Little posted a social media video of his excited reaction after being accepted into Harvard where he will enroll in Fall 2018. He was surrounded by his classmates at the T.M. Landry College Preparatory school where students attend class year round with only a five day break in the summer.
In the video, Little and his peers can be heard shouting "three-peat" after learning that the teenager was accepted into the school which symbolizes the third consecutive year that a student from the school has been accepted by Harvard.
Little's video has been viewed over 6.8 million times, liked more than 520,000 times on Twitter and even prompted a response from Harvard University's Twitter account.
"Congratulations and welcome to Harvard, Ayrton," university tweeted.
When Lin attended Harvard as a star point guard on the school's basketball team, he was vocal about his Christian influence on the team.
"I've learned how to be open and bold about my faith, but in terms of my influence, I just try to lead in a godly way.

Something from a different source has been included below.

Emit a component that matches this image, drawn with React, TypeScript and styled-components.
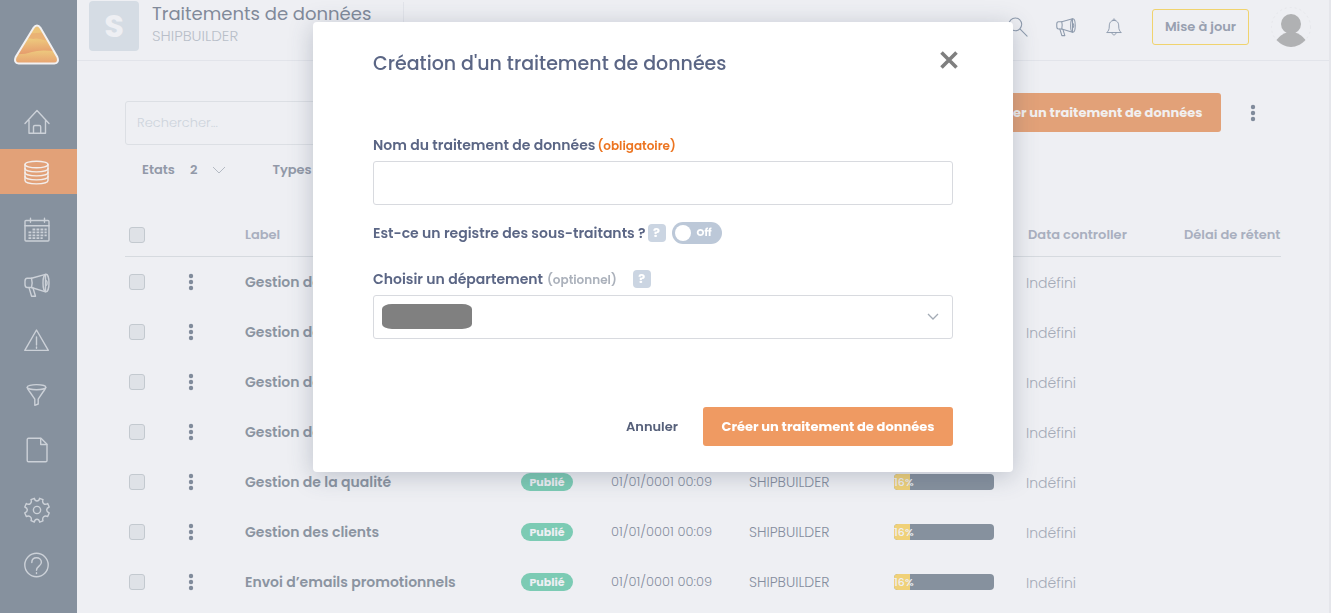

What that means for me is to serve them, whether it's just doing the dirty work, like cleaning up sweat on the floor, or deferring to other people, or carrying equipment bags," Lin previously told Intervarsity. "In basketball these days, the rookies and freshmen are supposed to do the grunt work, and seniors relax and hang out, but when you reverse that, or when seniors help out with some of that, it shows that you're trying to serve them, and that's a good way to lead."